Keenam, berdo’a agar cuaca dicerahkan kembali
Apabila hujan turun dengan derasnya dan
dikhawatirkan membawa mudharat, maka kita dianjurkan untuk berdo’a
kepada Allah agar cuaca dicerahkan kembali, sebagaimana hadits Anas,
dimana Rasulullah berdo’a dengan lafadz,
اَللَّهُمَّ حَوَالِيْنَا وَلاَ
عَلَيْنَا، اَللَّهُمَّ عَلَى اْلآكَامِ، وَالجِْبَالِ، وَاْلظَرَابِ،
وَبُطُوْنِ اْلأَوْدِيَةِ، وَمَنَابِتِ الشَّجَرِ
“Ya Allah turunkanlah hujan di daerah
sekitar kami, bukan di daerah kami. Turunkanlah hujan di perbukitan,
pegunungan, di lembah-lembah dan tempat tumbuhnya pepohonan” (HR.

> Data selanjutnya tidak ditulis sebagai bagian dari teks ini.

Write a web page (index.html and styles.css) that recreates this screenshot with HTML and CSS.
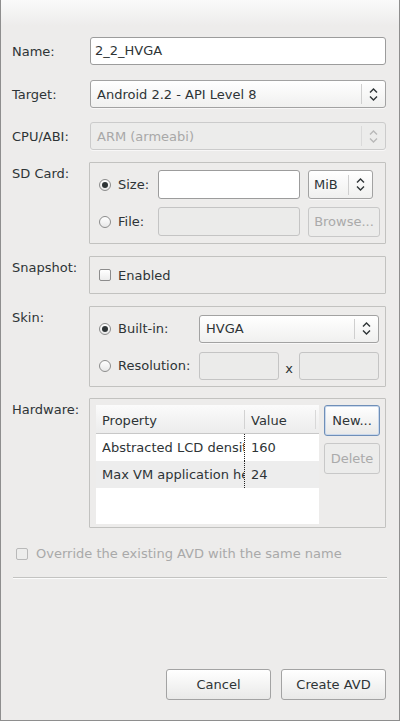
FILE: index.html
```html
<!DOCTYPE html>
<html>
<head>
<meta charset="utf-8">
<link rel="stylesheet" href="styles.css">
</head>
<body>
<div class="window">
  <div class="row field">
    <div class="lbl">Name:</div>
    <div class="input wide">2_2_HVGA</div>
  </div>
  <div class="row field r-target">
    <div class="lbl">Target:</div>
    <div class="select wide">
      <span class="sel-text">Android 2.2 - API Level 8</span>
      <span class="arrow"><svg width="9" height="15" viewBox="0 0 9 15"><path d="M1 5.5 L4.5 2 L8 5.5 M1 9.5 L4.5 13 L8 9.5" fill="none" stroke="#2e3436" stroke-width="1.4"/></svg></span>
    </div>
  </div>
  <div class="row field r-cpu">
    <div class="lbl">CPU/ABI:</div>
    <div class="select wide disabled">
      <span class="sel-text">ARM (armeabi)</span>
      <span class="arrow"><svg width="9" height="15" viewBox="0 0 9 15"><path d="M1 5.5 L4.5 2 L8 5.5 M1 9.5 L4.5 13 L8 9.5" fill="none" stroke="#b8b8b8" stroke-width="1.4"/></svg></span>
    </div>
  </div>
  <div class="row grouprow r-sd">
    <div class="lbl">SD Card:</div>
    <div class="group sd">
      <div class="grow">
        <div class="opt w-sd"><span class="radio checked"></span><span>Size:</span></div>
        <div class="input size"></div>
        <div class="select mib">
          <span class="sel-text">MiB</span>
          <span class="arrow"><svg width="9" height="15" viewBox="0 0 9 15"><path d="M1 5.5 L4.5 2 L8 5.5 M1 9.5 L4.5 13 L8 9.5" fill="none" stroke="#2e3436" stroke-width="1.4"/></svg></span>
        </div>
      </div>
      <div class="grow">
        <div class="opt w-sd"><span class="radio"></span><span>File:</span></div>
        <div class="input size disabled"></div>
        <div class="button browse disabled">Browse...</div>
      </div>
    </div>
  </div>
  <div class="row grouprow r-snap">
    <div class="lbl">Snapshot:</div>
    <div class="group snap">
      <div class="opt"><span class="check"></span><span>Enabled</span></div>
    </div>
  </div>
  <div class="row grouprow r-skin">
    <div class="lbl">Skin:</div>
    <div class="group skin">
      <div class="grow">
        <div class="opt w-skin"><span class="radio checked"></span><span>Built-in:</span></div>
        <div class="select hvga">
          <span class="sel-text">HVGA</span>
          <span class="arrow"><svg width="9" height="15" viewBox="0 0 9 15"><path d="M1 5.5 L4.5 2 L8 5.5 M1 9.5 L4.5 13 L8 9.5" fill="none" stroke="#2e3436" stroke-width="1.4"/></svg></span>
        </div>
      </div>
      <div class="grow">
        <div class="opt w-skin"><span class="radio"></span><span>Resolution:</span></div>
        <div class="input res disabled"></div>
        <div class="times">x</div>
        <div class="input res disabled"></div>
      </div>
    </div>
  </div>
  <div class="row grouprow r-hw">
    <div class="lbl">Hardware:</div>
    <div class="group hw">
      <div class="table">
        <div class="thead">
          <div class="th c1">Property</div>
          <div class="th c2">Value</div>
          <div class="th c3"></div>
        </div>
        <div class="tr">
          <div class="td c1"><span class="clip">Abstracted LCD density</span></div>
          <div class="td c2">160</div>
        </div>
        <div class="tr alt">
          <div class="td c1"><span class="clip">Max VM application heap size</span></div>
          <div class="td c2">24</div>
        </div>
      </div>
      <div class="side">
        <div class="button hwbtn focused">New...</div>
        <div class="button hwbtn disabled">Delete</div>
      </div>
    </div>
  </div>
  <div class="override"><span class="check disabled"></span><span>Override the existing AVD with the same name</span></div>
  <div class="sep"></div>
  <div class="spacer"></div>
  <div class="footer">
    <div class="button fbtn">Cancel</div>
    <div class="button fbtn">Create AVD</div>
  </div>
</div>
</body>
</html>
```

FILE: styles.css
```css
* { box-sizing: border-box; }
html, body { margin: 0; padding: 0; }
body {
  font-family: "DejaVu Sans", sans-serif;
  font-size: 13px;
  color: #2e3436;
  background: #edeceb;
}
.window {
  width: 400px;
  height: 721px;
  display: flex;
  flex-direction: column;
  padding: 37px 13px 20px 11px;
  border-left: 1px solid #8e8e8e;
  border-right: 1px solid #8e8e8e;
  border-bottom: 1px solid #8e8e8e;
  background: linear-gradient(#fafafa 0px, #edeceb 26px, #edeceb 100%);
}
.row { display: flex; }
.field { align-items: center; height: 28px; }
.lbl { width: 77px; flex: none; line-height: 15px; }
.grouprow { align-items: flex-start; }
.grouprow .lbl { padding-top: 4px; }
.r-target { margin-top: 15px; }
.r-cpu { margin-top: 14px; }
.r-sd { margin-top: 12px; }
.r-snap { margin-top: 12px; }
.r-skin { margin-top: 12px; }
.r-hw { margin-top: 11px; }

.input {
  height: 28px;
  border: 1px solid #9c9c9c;
  border-radius: 3px;
  background: #fff;
  padding: 0 4px;
  line-height: 26px;
  white-space: nowrap;
}
.input.disabled { background: #ebebea; border-color: #c4c4c4; }
.wide { width: 296px; margin-left: 1px; }

.select {
  height: 28px;
  display: flex;
  align-items: center;
  border: 1px solid #a2a2a2;
  border-radius: 3px;
  background: linear-gradient(#ffffff, #f0f0ef);
  box-shadow: 0 1px 0 rgba(255,255,255,0.6);
}
.sel-text { flex: 1; padding-left: 6px; white-space: nowrap; overflow: hidden; }
.arrow {
  flex: none;
  width: 24px;
  height: 20px;
  border-left: 1px solid #cfcfcf;
  display: flex;
  align-items: center;
  justify-content: center;
}
.select.disabled { background: #ececeb; border-color: #cbcbcb; color: #a8a8a8; }
.select.disabled .arrow { border-left-color: #dadada; }

.group {
  width: 297px;
  border: 1px solid #c2c2c0;
  border-radius: 1px;
}
.sd, .skin {
  height: 82px;
  padding: 7px 0 0 9px;
  display: flex;
  flex-direction: column;
  gap: 8px;
}
.skin { height: 81px; }
.grow { display: flex; align-items: center; height: 29px; }
.opt { display: flex; align-items: center; gap: 7px; flex: none; line-height: 15px; }
.w-sd { width: 59px; }
.w-skin { width: 100px; }
.input.size { width: 142px; height: 29px; }
.mib { width: 65px; margin-left: 8px; height: 29px; }
.mib .sel-text { padding-left: 5px; }
.browse { width: 72px; height: 30px; margin-left: 8px; }
.hvga { width: 180px; }
.input.res { width: 80px; }
.times { width: 20px; text-align: center; padding-top: 6px; }

.radio {
  width: 12px; height: 12px;
  border-radius: 50%;
  border: 1px solid #8c8c8c;
  background: linear-gradient(#ffffff, #e8e8e8);
  display: flex; align-items: center; justify-content: center;
  flex: none;
}
.radio.checked::after {
  content: "";
  width: 6px; height: 6px;
  border-radius: 50%;
  background: #2e3436;
}
.check {
  width: 12px; height: 12px;
  border: 1px solid #8c8c8c;
  border-radius: 2px;
  background: linear-gradient(#ffffff, #ececec);
  flex: none;
}
.check.disabled { border-color: #b9b9b9; background: #ededec; }

.snap { height: 38px; padding-left: 9px; display: flex; align-items: center; }

.hw {
  height: 130px;
  padding: 6px 5px 3px 6px;
  display: flex;
  gap: 5px;
}
.table { width: 223px; height: 119px; background: #fff; overflow: hidden; }
.thead {
  display: flex;
  height: 29px;
  background: linear-gradient(#fbfbfb, #ececec);
  border-bottom: 1px solid #c8c8c8;
}
.th { line-height: 28px; padding: 2px 0 0 6px; }
.th.c1 { width: 149px; border-right: 1px solid #d2d2d2; margin: 5px 0 4px; padding-top: 0; line-height: 19px; padding-top: 0; }
.th.c2 { width: 71px; border-right: 1px solid #d8d8d8; margin: 5px 0 4px; line-height: 19px; }
.th.c3 { flex: 1; padding: 0; }
.th.c1, .th.c2 { padding-top: 2px; line-height: 17px; }
.tr { display: flex; height: 27px; }
.tr.alt { background: #ededed; }
.td { line-height: 28px; padding-left: 6px; white-space: nowrap; overflow: hidden; }
.td.c1 { width: 149px; border-right: 1px dotted #222; padding-right: 0; }
.clip { display: block; width: 142px; overflow: hidden; }
.td.c2 { flex: 1; }
.side { display: flex; flex-direction: column; gap: 7px; }

.button {
  display: flex;
  align-items: center;
  justify-content: center;
  border: 1px solid #a3a3a3;
  border-radius: 3px;
  background: linear-gradient(#ffffff, #e9e9e8);
  white-space: nowrap;
}
.button.disabled { color: #aaaaaa; border-color: #c8c8c8; background: #ececeb; }
.button.focused { border-color: #6f8fb8; box-shadow: inset 0 0 0 1px #c9d8ec; }
.hwbtn { width: 56px; height: 31px; }

.override {
  margin-top: 18px;
  padding-left: 4px;
  display: flex;
  align-items: center;
  gap: 8px;
  line-height: 15px;
  color: #a9a9a9;
}
.sep {
  margin: 16px 0 0 1px;
  width: 374px;
  height: 1px;
  background: #c3c3c1;
  box-shadow: 0 1px 0 #fbfbfb;
}
.spacer { flex: 1; }
.footer { display: flex; justify-content: flex-end; gap: 10px; }
.fbtn { width: 105px; height: 31px; }
```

Bukhari nomor 933, Muslim nomor 897).
Ketujuh, berdo’a ketika mendengar petir
Dari Abdullah ibnu ‘Umar radliallahu
‘anhuma, bahwa rasulullah shallallahu ‘alaihi wa sallam apabila
mendengar suara petir, maka beliau berujar,
اَللَّهُمَّ لاَ تَقْتُلْنَا بِغَضَبِكَ، وَلاَ تُهْلِكُنَا بَعَذَابِكَ، وَعَافِنَا قَبْلَ ذَلِكَ
“Ya Allah, janganlah Engkau hancurkan
kami dengan kemarahan-Mu dan janganlah Engkau binasakan kami dengan
adzab-Mu, selamatkanlah diri kami sebelum hal tersebut terjadi” (HR.

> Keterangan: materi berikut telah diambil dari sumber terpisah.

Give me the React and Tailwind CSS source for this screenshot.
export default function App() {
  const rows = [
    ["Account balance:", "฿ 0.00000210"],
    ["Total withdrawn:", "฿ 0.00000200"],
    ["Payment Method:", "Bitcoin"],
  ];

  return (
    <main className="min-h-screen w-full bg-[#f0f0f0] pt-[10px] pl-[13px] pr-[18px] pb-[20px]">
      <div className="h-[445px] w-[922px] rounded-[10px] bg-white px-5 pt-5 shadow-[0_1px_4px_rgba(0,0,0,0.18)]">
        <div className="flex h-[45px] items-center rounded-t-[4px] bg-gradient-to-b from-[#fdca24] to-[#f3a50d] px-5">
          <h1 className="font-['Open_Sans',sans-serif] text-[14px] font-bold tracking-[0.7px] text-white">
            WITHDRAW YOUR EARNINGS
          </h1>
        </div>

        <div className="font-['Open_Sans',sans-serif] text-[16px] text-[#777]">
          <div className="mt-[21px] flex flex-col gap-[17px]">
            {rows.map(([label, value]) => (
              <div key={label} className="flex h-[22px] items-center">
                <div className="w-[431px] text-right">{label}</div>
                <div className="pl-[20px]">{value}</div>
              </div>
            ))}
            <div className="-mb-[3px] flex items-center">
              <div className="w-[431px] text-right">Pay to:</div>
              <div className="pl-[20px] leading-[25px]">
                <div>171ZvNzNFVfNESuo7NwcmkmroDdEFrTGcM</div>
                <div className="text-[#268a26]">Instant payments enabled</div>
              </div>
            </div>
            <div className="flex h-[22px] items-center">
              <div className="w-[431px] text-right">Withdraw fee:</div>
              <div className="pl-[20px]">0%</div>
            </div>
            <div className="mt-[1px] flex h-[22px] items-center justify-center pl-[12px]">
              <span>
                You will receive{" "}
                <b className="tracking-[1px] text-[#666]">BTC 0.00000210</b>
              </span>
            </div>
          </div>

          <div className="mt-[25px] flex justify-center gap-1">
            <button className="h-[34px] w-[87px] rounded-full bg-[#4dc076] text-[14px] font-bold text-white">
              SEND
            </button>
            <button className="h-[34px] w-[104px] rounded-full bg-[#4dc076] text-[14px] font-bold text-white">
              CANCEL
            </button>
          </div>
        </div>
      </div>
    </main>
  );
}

Bukhari dalam Adabul Mufrad nomor 721, Tirmidzi nomor 3450, Hakim
4/286, beliau mengatakan, “Shahihul Isnad dan keduanya (Bukhari dan
Muslim tidak meriwayatkannya) dan hal ini disetujui oleh Adz Dzahabi”.
Syaikh Abdul Qadir Al Arnauth dalam takhrij beliau terhadap Al Adzkar
hal. 262 mengatakan isnad hadits ini lemah, namun memiliki syahid yang
dapat menguatkannya.).
Dari Abdullah ibnuz Zubair radliallahu
‘anhu dengan status mauquf, bahwasanya beliau tatkala mendengar petir
berdo’a dengan do’a berikut,
سُبْحَانَ الَّذِي يُسَبِّحُ الرَّعْدُ بِحَمُدِهِ، وَاْلمَلاَئِكَةُ مِنْ خِيْفَتِهِ
“Mahasuci Allah, dimana petir bertasbih
dengan memuji-Nya, dan juga malaikat karena takut akan kemarahan-Nya”
(HR. Bukhari dalam Adabul Mufrad nomor 723; Malik nomor 1801; Ibnu Abi
Syaibah nomor 29214, 29216 dengan sanad yang shahih).
Demikan yang dapat kami sampaikan pada
kesempatan ini. Semoga pembahasan ini bermanfaat bagi kita semua,
sehingga kita mampu melewati musim penghujan ini dengan meraup pahala.
و صلى الله على محمد و على آله و صحبه و من تبعهم إلى يوم الدين.